Politics

Veteran MP: ‘If you think I’m taking news from Afghanistan badly and personally, you’re right’

An MP who served in Afghanistan has posted his dismay at news that soldiers are to be deployed to Afghanistan to help Britons leave the country.

Tom Tugendhat, who is the chairman of the Foreign Affairs Select Committee, said it is a “sure sign of failure” that both the UK and United States will deploy troops to help their citizens leave as the Taliban continue to make gains.

He said: “A hasty exit is not a sign of success. Needing reinforcements to keep the door open as you leave is a sure sign of failure.”

“The operation broke us”

Tugendhat, who has been vocal critic of the troop withdrawal, spoke of his own time serving with the armed forces in Afghanistan, and said “the decision to withdraw is like a rug pulled from under the feet of our partners”.

In a Twitter thread he added: “If you think I’m taking the news from Afghanistan badly and personally, you’re right.

“Over my 4 years I met and served with the most impressive and courageous people.

“Many of us gave all we could. The operation broke us. Worse, it tore families apart, left children orphans and parents to cry alone.

“The father carrying his bloodied daughter desperately looking for the help that was now useless haunts me every time I carry my own child.”

He went on to say that the decision “isn’t just about Afghanistan – It’s about us all. We are engaged in a challenge over the way the world works.”

“So you want to know why I’m angry? Because we don’t need to do this. Because it is about our freedom tomorrow not just Afghanistan today. Because the only defeat is of our own making.”

“What would Churchill say?”

The chairman on the Defence Select Committee, Tobias Ellwood MP, also wrote on Twitter: “What would Churchill say? This is NOT our finest hour. What happened to GLOBAL BRITAIN and AMERICA IS BACK?

“The largest high tech military alliance ever – defeated by an insurgency armed with mines, RPGs and AK47s. We can and must do better.”

Lord Richards, a former chief of defence staff, told BBC’s Newsnight: “I think they will be doing what we call a non-combatant evacuation operation. They will hold the ring for as long as they can and then get out along with the people they have helped.”

He added: “It is a tacit – explicit really – admission of failure.

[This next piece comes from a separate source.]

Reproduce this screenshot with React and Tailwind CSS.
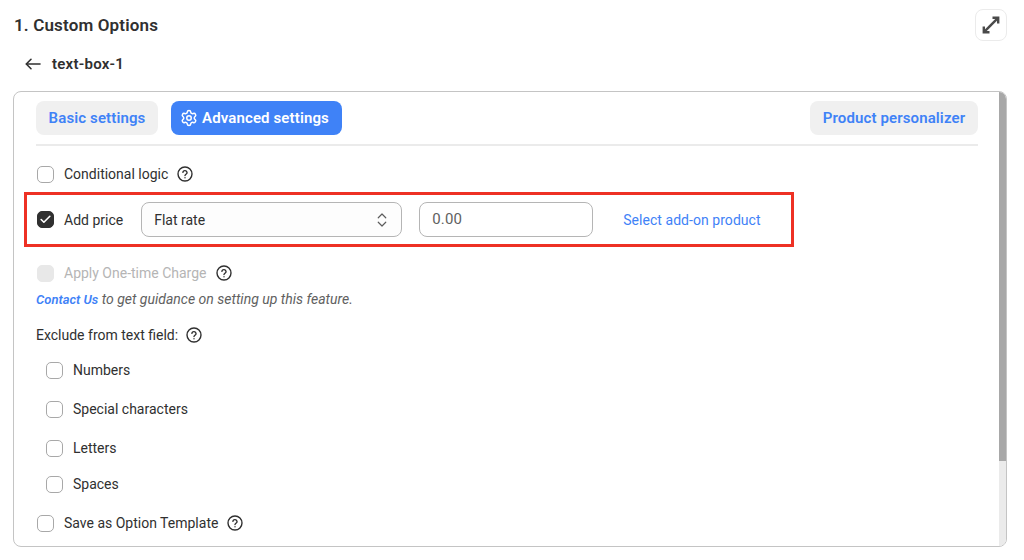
import React from 'react';
import { ChevronsUpDown, Check, Settings } from 'lucide-react';

const Help = () => (
  <svg width="16" height="16" viewBox="0 0 24 24" fill="none" stroke="#303030" strokeWidth="2.1" strokeLinecap="round" strokeLinejoin="round" className="shrink-0">
    <circle cx="12" cy="12" r="10.5" />
    <path d="M8.8 9.4a3.2 3.2 0 0 1 6.3.6c0 2-3.1 2.6-3.1 4.2" />
    <path d="M12 17.6h.01" />
  </svg>
);

const Expand = () => (
  <svg width="20" height="20" viewBox="0 0 20 20" fill="none" stroke="#4a4a4a" strokeWidth="2.4">
    <path d="M11.5 2.8h5.7v5.7" />
    <path d="M2.8 11.5v5.7h5.7" />
    <path d="M16.6 3.4 3.4 16.6" />
  </svg>
);

const Back = () => (
  <svg width="16" height="12" viewBox="0 0 16 12" fill="none" stroke="#303030" strokeWidth="1.6" strokeLinecap="round" strokeLinejoin="round">
    <path d="M15 6H1.5" />
    <path d="M6 1.3 1.3 6 6 10.7" />
  </svg>
);

const Box = ({ checked, disabled }) => (
  <span
    className={
      'flex h-[17px] w-[17px] shrink-0 items-center justify-center rounded-[5px] border ' +
      (checked
        ? 'border-[#303030] bg-[#303030]'
        : disabled
          ? 'border-[#e8e8e8] bg-[#e8e8e8]'
          : 'border-[#a8a8a8] bg-white')
    }
  >
    {checked && <Check size={13} strokeWidth={3} className="text-white" />}
  </span>
);

const Option = ({ label, help, className = '' }) => (
  <div className={'flex h-[18px] items-center gap-[10px] text-sm text-[#303030] ' + className}>
    <Box />
    <span>{label}</span>
    {help && <span className="-ml-px"><Help /></span>}
  </div>
);

const App = () => {
  return (
    <div className="h-[560px] w-[1024px] overflow-hidden bg-white pl-[13px] pr-[17px] pt-[9px] font-['Roboto',sans-serif] text-[#303030]">
      <header className="flex h-8 items-center justify-between">
        <h1 className="pl-px pt-[2px] text-[17px] font-semibold tracking-[0.15px]">1. Custom Options</h1>
        <button className="flex h-8 w-8 items-center justify-center rounded-lg border border-[#ebebeb] bg-white">
          <Expand />
        </button>
      </header>

      <div className="mt-[13px] flex h-[20px] items-center pl-[12px]">
        <Back />
        <span className="ml-[11px] text-[15px] font-semibold tracking-[0.25px]">text-box-1</span>
      </div>

      <section className="mt-[17px] flex h-[456px] overflow-hidden rounded-lg border border-[#c4c4c4] bg-white">
        <div className="min-w-0 flex-1 pl-[22px] pr-[21px] pt-[9px]">
          <div className="flex items-center justify-between border-b-2 border-[#ebebeb] pb-[9px]">
            <div className="flex gap-[13px]">
              <button className="h-[34px] w-[122px] rounded-lg bg-[#f0f0f0] text-[15px] font-semibold tracking-[0.12px] text-[#3f82f7]">Basic settings</button>
              <button className="flex h-[34px] w-[171px] items-center justify-center gap-[4px] rounded-lg bg-[#3f82f7] pr-[4px] text-[15px] font-semibold tracking-[0.12px] text-white">
                <Settings size={18} strokeWidth={2} />
                Advanced settings
              </button>
            </div>
            <button className="h-[34px] w-[168px] rounded-lg bg-[#f0f0f0] text-[15px] font-semibold tracking-[0.12px] text-[#3f82f7]">Product personalizer</button>
          </div>

          <Option label="Conditional logic" help className="mt-[19px] pl-px" />

          <div className="-ml-3 mt-[9px] flex h-[55px] w-[770px] items-center border-[3px] border-[#ee3124] pl-[10px]">
            <Box checked />
            <span className="ml-[10px] text-sm">Add price</span>
            <div className="ml-[18px] flex h-[35px] w-[261px] items-center justify-between rounded-lg border border-[#b5b5b5] bg-[#fdfdfd] pl-[12px] pr-[10px] text-sm">
              Flat rate
              <ChevronsUpDown size={18} strokeWidth={1.6} className="text-[#5c5c5c]" />
            </div>
            <div className="ml-[17px] flex h-[35px] w-[174px] items-center rounded-lg border border-[#b5b5b5] pl-[12px] text-[15px] tracking-[0.2px] text-[#616161]">0.00</div>
            <a className="ml-[30px] text-sm tracking-[0.05px] text-[#3f82f7]">Select add-on product</a>
          </div>

          <div className="mt-[17px] flex h-[18px] items-center gap-[10px] pl-px text-sm text-[#b5b5b5]">
            <Box disabled />
            <span>Apply One-time Charge</span>
            <span className="-ml-px"><Help /></span>
          </div>
          <p className="mt-[9px] text-sm italic leading-[16px] text-[#616161]">
            <a className="text-[13px] font-semibold text-[#3f82f7]">Contact Us</a> to get guidance on setting up this feature.
          </p>

          <div className="mt-[18px] flex h-[18px] items-center gap-[8px] text-sm">
            <span>Exclude from text field:</span>
            <Help />
          </div>

          <div className="pl-[10px]">
            <Option label="Numbers" className="mt-[17px]" />
            <Option label="Special characters" className="mt-[21px]" />
            <Option label="Letters" className="mt-[21px]" />
            <Option label="Spaces" className="mt-[18px]" />
          </div>

          <Option label="Save as Option Template" help className="mt-[21px] pl-px" />
        </div>

        <div className="w-[7px] shrink-0 bg-[#ebebeb]">
          <div className="h-[369px] bg-[#a8a8a8]" />
        </div>
      </section>
    </div>
  );
};

export default App;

Of a gross, a dismal failure of geostrategy and of statecraft.

“I had hoped that we would hear from the Government an explanation for why we are in this position, and then an explanation for how they are going to avert this disaster.

“And all we have heard tonight is an admission of failure and a desire to pull people out.”

He added: “I’m almost ashamed that we are in this position.”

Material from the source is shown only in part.